## TO DO
Pick every line with "index" from the material below.

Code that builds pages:
** start **

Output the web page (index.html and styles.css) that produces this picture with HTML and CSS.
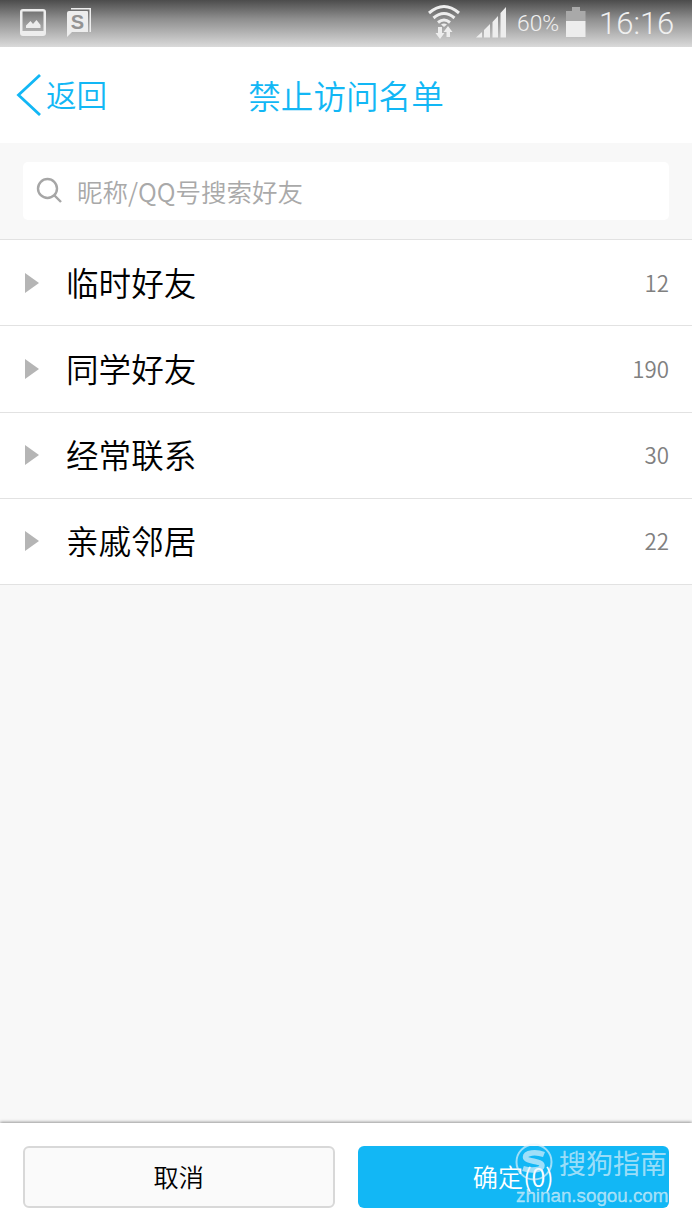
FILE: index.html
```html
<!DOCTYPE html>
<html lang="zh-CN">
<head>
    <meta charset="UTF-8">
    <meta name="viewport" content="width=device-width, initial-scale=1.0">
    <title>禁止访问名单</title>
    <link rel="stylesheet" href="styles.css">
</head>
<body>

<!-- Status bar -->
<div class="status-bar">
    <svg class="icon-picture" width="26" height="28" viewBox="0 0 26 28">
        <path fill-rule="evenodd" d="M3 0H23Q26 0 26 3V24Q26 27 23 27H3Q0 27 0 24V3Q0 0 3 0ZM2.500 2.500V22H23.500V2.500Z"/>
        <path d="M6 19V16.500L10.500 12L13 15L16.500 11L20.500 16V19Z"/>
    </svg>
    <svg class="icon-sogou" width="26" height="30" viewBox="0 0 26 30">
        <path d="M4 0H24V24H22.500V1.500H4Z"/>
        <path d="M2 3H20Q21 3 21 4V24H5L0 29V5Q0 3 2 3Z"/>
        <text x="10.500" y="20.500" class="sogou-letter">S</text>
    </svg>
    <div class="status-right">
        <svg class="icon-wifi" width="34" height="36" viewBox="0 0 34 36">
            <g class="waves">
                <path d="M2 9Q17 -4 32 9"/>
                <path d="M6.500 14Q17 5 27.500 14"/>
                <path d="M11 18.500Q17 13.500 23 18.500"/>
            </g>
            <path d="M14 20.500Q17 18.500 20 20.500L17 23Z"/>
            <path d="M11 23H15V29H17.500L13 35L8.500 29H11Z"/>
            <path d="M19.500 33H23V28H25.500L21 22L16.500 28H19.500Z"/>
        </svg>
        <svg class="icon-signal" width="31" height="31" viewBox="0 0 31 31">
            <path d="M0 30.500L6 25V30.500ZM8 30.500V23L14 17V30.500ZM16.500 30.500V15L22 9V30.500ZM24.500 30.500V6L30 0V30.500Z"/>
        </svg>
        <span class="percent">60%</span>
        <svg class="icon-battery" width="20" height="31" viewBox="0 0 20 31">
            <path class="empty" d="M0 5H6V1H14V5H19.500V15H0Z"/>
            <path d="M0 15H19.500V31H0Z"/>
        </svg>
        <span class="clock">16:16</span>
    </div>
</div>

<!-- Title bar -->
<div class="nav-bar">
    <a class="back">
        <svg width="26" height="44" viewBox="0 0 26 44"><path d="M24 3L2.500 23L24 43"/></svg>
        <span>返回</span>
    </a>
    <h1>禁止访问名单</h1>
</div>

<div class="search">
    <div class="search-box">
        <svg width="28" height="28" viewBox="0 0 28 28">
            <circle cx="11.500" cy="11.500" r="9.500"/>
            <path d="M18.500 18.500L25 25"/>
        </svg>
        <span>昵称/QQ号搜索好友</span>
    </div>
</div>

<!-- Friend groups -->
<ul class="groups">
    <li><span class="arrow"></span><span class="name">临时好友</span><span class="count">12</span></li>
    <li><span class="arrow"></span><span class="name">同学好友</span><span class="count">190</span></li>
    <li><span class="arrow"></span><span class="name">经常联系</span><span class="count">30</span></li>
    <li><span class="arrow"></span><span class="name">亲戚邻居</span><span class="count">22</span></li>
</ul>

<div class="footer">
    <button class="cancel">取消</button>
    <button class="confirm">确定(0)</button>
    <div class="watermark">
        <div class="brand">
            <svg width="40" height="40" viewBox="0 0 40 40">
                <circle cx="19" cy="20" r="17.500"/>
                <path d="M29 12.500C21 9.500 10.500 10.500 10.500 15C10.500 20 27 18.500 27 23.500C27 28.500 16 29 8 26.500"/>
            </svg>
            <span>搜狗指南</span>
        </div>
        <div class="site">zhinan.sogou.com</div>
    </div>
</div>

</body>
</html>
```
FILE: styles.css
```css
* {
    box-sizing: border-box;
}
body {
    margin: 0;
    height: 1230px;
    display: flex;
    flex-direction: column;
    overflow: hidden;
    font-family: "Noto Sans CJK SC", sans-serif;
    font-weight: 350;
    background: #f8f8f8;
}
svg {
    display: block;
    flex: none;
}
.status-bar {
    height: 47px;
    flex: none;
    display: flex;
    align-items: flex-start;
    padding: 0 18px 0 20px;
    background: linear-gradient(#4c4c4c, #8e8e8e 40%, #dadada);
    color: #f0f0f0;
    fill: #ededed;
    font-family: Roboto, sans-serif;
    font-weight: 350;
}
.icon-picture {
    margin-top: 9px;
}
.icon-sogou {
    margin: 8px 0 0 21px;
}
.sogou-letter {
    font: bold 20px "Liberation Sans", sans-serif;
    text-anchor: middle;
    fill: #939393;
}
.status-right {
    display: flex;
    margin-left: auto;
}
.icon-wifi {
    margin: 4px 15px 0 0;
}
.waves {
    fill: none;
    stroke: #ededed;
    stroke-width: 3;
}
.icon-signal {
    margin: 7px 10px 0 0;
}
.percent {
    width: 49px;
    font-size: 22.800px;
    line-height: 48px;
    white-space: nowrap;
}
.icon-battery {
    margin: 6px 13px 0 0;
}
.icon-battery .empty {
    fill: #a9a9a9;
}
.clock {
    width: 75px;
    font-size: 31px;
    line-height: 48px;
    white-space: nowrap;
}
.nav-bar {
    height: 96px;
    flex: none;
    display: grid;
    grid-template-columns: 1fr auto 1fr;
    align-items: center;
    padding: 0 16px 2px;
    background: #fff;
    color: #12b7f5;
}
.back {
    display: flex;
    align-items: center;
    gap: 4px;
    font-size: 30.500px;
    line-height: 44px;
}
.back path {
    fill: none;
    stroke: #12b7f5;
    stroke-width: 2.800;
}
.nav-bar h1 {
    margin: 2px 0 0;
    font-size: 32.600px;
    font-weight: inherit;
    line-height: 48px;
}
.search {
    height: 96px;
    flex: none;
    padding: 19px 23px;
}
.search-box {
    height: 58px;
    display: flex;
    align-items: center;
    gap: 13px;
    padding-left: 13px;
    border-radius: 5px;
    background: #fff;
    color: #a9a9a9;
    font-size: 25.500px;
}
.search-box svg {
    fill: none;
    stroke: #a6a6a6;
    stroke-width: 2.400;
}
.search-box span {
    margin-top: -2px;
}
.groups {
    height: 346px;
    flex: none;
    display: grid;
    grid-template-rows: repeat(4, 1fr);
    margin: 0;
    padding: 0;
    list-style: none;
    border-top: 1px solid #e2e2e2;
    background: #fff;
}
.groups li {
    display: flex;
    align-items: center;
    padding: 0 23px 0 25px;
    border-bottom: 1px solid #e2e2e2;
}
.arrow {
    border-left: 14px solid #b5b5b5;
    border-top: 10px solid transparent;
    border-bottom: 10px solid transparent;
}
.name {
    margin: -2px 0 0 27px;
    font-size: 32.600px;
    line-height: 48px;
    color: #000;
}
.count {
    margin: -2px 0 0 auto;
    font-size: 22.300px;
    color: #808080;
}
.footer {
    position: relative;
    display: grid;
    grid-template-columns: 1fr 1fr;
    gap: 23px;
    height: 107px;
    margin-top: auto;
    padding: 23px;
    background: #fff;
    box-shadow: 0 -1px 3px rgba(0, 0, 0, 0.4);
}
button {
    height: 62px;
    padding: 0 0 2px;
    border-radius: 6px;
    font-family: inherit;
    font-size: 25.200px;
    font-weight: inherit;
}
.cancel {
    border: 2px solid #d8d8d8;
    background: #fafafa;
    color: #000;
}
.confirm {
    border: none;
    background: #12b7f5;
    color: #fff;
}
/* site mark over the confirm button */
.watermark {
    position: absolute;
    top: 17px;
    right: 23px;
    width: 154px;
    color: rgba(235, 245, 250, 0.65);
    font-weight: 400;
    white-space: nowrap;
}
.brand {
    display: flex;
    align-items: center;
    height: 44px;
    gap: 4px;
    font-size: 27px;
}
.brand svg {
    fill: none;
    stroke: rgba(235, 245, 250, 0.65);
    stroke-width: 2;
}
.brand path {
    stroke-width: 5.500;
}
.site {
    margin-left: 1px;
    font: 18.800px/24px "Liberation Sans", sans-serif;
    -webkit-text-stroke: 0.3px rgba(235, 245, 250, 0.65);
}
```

** end **
** start **

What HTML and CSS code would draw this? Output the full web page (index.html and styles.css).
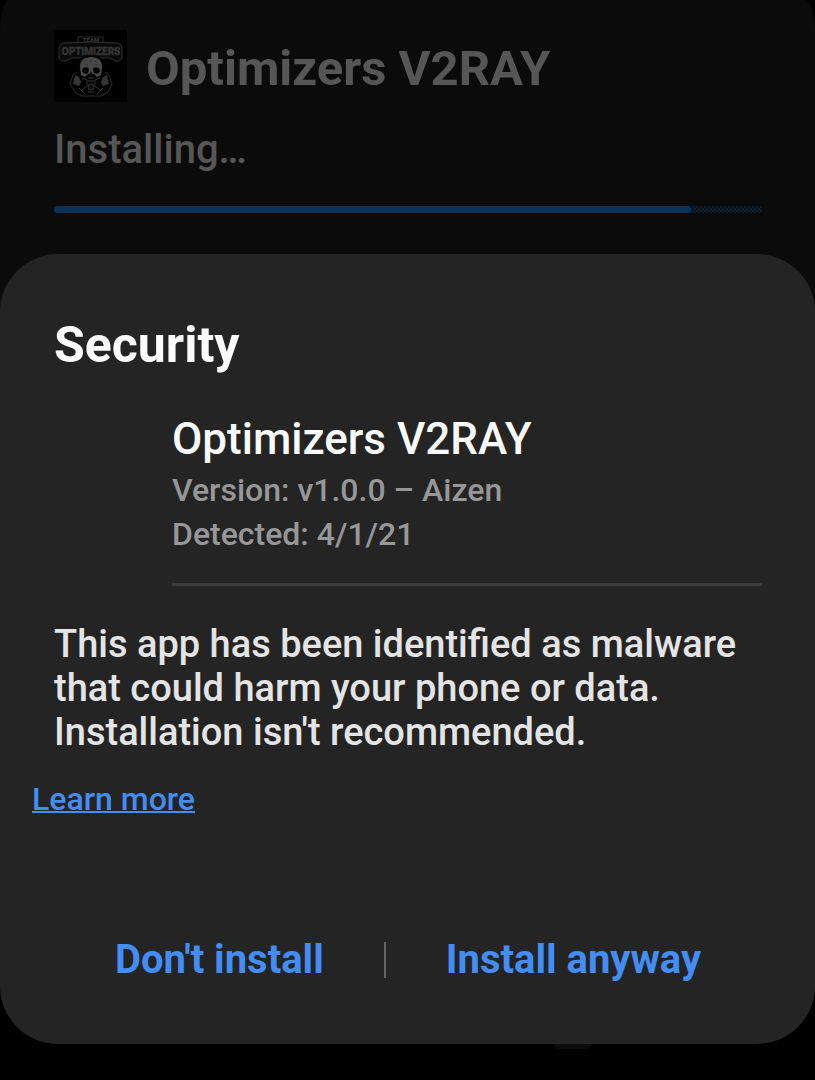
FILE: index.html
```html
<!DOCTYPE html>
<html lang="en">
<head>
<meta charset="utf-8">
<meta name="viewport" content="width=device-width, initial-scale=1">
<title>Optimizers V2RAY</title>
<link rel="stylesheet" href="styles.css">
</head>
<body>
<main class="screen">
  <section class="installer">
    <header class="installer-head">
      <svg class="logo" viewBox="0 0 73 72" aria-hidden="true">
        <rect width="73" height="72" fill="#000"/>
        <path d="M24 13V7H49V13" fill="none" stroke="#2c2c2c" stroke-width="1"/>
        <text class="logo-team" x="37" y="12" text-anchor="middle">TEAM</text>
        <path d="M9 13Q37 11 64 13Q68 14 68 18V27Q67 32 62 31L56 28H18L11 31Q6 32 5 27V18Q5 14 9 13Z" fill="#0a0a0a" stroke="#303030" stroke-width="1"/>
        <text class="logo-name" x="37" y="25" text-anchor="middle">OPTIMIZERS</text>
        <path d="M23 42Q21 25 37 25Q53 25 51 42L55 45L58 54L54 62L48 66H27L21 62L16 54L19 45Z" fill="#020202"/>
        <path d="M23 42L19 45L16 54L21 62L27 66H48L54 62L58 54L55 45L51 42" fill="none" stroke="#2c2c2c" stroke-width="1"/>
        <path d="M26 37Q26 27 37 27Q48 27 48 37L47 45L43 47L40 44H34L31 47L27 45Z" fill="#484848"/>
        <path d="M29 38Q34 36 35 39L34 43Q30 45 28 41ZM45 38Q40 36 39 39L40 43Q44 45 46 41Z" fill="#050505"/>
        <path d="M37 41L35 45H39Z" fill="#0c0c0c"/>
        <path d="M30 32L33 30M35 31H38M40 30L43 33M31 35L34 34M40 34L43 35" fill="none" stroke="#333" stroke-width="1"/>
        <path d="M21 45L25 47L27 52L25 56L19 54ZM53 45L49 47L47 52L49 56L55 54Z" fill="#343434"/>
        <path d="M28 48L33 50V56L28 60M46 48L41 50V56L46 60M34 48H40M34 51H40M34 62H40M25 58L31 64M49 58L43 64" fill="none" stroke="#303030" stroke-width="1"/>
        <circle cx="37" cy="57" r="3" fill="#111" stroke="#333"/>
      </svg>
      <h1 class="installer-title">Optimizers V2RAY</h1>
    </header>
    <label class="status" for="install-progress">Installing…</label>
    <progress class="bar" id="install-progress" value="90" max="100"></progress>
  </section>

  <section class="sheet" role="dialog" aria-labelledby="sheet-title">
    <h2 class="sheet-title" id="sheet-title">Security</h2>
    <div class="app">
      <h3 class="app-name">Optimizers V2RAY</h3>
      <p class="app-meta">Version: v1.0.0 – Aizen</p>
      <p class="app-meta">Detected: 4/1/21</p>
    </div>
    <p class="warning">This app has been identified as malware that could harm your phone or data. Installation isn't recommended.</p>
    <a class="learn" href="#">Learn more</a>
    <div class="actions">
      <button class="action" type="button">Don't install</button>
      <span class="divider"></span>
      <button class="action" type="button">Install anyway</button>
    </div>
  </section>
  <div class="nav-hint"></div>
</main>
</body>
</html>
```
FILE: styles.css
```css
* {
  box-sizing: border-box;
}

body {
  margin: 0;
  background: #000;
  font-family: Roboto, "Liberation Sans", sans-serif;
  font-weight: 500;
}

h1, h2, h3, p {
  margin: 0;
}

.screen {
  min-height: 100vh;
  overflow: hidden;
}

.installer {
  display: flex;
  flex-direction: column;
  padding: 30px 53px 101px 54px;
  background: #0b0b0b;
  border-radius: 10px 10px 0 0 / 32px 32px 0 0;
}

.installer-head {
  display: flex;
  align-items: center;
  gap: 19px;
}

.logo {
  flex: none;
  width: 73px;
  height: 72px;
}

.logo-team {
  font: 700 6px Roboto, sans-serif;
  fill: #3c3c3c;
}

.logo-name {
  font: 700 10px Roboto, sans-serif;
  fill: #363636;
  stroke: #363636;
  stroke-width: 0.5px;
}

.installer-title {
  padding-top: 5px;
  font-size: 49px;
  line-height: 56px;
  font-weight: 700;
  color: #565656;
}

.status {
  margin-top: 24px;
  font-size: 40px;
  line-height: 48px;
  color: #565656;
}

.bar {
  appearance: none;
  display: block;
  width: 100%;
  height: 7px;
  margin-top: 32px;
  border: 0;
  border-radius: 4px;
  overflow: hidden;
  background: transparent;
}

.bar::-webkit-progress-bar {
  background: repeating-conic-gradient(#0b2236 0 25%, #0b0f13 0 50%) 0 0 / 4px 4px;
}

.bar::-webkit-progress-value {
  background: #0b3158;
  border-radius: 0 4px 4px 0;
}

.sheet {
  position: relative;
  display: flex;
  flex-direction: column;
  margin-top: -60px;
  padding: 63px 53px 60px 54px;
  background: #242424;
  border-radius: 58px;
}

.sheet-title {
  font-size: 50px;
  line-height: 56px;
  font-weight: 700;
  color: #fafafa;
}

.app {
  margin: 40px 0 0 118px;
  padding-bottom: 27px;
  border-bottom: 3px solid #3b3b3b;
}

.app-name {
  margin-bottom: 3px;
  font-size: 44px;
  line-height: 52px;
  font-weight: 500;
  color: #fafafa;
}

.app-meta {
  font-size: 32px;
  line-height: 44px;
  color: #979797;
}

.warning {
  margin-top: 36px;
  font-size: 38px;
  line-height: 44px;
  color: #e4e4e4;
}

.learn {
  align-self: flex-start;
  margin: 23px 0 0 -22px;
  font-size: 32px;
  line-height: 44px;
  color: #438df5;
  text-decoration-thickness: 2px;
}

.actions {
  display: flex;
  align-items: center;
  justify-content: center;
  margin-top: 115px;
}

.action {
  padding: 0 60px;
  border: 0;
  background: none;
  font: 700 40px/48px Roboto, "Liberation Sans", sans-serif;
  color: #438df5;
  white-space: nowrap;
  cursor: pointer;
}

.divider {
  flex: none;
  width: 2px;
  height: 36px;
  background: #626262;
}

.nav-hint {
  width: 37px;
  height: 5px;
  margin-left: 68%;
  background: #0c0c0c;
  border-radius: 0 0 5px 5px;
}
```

** end **
** start **

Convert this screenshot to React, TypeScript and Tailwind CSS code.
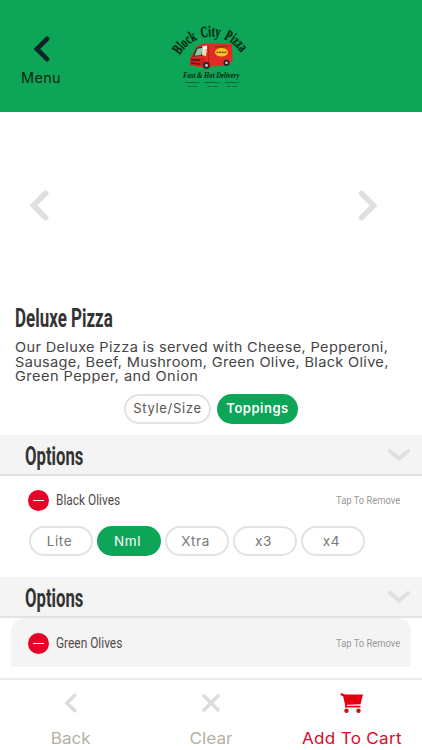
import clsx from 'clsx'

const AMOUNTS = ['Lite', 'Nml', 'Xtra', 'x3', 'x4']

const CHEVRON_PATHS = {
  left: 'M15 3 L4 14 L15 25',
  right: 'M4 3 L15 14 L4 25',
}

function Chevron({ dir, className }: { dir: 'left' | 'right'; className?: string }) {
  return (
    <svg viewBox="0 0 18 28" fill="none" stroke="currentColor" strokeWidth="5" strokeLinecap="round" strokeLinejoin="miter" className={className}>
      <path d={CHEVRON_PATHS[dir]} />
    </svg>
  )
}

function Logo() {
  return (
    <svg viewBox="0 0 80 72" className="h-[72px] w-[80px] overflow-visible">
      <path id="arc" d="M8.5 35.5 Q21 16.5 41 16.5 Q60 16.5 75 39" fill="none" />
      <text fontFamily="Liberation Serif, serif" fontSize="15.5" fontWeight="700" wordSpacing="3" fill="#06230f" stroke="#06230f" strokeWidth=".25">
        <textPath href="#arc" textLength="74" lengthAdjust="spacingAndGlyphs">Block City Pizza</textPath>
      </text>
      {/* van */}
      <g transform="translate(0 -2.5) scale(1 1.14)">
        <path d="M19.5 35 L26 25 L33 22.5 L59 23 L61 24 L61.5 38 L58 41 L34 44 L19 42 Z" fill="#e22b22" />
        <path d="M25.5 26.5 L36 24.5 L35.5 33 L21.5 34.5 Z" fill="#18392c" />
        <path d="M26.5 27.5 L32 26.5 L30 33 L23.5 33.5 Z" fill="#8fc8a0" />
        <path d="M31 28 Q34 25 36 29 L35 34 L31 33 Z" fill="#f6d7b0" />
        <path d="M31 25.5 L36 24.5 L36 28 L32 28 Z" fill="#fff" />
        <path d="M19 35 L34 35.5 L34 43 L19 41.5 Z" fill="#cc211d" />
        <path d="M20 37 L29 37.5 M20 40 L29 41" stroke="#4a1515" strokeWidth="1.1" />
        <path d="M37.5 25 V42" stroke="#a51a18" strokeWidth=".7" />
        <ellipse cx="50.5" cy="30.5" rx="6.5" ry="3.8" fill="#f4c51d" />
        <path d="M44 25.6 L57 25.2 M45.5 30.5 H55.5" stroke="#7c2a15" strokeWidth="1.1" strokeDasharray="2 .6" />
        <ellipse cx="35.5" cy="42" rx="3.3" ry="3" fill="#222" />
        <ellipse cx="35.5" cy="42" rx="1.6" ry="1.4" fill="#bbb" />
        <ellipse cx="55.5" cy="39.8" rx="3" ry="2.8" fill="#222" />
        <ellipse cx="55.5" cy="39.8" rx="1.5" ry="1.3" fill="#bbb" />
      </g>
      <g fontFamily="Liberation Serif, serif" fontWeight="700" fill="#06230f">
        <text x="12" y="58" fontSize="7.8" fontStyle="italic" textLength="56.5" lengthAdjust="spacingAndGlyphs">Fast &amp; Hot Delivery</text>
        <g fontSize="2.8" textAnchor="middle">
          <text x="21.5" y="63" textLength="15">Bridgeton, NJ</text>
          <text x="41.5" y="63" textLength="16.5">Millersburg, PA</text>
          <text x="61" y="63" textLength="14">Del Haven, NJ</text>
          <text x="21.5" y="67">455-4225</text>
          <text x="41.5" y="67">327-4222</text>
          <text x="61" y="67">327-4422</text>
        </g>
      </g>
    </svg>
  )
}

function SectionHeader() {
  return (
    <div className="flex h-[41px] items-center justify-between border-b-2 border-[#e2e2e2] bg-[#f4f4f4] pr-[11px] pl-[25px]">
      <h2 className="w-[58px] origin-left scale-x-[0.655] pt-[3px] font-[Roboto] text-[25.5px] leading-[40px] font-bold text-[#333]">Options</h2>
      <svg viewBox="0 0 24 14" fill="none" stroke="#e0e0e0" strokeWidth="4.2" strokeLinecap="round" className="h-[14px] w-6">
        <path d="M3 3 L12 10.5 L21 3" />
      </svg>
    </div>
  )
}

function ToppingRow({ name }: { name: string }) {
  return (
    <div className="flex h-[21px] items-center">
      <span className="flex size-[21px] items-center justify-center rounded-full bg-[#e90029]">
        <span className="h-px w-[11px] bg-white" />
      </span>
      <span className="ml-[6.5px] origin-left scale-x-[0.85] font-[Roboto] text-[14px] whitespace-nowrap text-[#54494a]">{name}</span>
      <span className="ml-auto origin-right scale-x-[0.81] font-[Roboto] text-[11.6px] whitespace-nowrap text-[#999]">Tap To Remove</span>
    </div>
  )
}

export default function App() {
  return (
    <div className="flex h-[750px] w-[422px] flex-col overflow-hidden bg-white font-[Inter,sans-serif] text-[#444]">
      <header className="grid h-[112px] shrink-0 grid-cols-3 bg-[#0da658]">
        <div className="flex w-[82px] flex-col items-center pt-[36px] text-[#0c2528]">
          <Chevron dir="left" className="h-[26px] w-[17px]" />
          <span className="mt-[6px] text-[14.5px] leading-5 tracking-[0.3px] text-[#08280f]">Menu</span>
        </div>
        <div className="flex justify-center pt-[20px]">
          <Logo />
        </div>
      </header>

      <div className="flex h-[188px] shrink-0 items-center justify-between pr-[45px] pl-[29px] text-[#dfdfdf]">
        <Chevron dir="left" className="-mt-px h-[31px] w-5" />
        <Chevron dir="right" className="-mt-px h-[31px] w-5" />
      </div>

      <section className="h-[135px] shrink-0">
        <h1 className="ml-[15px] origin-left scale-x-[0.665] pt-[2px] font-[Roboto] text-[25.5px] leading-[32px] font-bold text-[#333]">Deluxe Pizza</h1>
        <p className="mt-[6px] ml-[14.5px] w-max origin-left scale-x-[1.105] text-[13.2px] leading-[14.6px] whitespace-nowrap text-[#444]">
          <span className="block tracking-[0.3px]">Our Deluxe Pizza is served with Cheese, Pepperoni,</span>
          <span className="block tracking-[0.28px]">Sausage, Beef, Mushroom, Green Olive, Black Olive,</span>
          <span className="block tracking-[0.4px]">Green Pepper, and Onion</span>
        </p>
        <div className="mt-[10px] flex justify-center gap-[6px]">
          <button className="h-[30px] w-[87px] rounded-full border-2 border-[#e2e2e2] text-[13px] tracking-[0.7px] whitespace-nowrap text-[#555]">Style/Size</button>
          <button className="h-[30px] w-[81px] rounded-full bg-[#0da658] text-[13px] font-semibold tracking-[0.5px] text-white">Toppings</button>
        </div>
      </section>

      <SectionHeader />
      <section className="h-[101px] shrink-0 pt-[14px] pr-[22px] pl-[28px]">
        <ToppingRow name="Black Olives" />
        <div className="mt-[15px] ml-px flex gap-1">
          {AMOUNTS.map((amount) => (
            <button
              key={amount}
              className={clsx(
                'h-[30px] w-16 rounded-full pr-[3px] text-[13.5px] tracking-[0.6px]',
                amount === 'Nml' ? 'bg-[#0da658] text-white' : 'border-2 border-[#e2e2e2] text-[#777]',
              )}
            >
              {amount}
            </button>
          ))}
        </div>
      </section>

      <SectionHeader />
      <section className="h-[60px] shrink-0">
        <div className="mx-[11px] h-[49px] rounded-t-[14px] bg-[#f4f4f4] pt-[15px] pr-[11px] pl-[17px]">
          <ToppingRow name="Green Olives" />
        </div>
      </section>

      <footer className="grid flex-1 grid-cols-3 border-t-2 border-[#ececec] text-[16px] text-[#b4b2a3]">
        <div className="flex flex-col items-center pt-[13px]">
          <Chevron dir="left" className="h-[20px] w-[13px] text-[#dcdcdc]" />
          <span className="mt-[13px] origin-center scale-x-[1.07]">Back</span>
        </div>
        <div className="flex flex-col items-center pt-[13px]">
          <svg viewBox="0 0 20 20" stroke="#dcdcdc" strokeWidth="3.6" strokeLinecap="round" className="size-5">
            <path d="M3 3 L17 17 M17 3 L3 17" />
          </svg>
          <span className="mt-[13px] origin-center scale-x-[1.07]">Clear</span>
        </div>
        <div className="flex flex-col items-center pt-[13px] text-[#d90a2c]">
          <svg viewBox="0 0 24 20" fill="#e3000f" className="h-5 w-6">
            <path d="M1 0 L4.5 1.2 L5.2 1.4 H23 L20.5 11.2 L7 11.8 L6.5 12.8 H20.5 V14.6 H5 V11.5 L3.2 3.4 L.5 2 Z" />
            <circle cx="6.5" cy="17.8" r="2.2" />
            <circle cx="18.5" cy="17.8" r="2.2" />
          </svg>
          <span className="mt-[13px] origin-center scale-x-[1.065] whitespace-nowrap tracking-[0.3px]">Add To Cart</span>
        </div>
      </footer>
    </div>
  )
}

** end **

## EXERCISE RESULT
Output the web page (index.html and styles.css) that produces this picture with HTML and CSS.
FILE: index.html
What HTML and CSS code would draw this? Output the full web page (index.html and styles.css).
FILE: index.html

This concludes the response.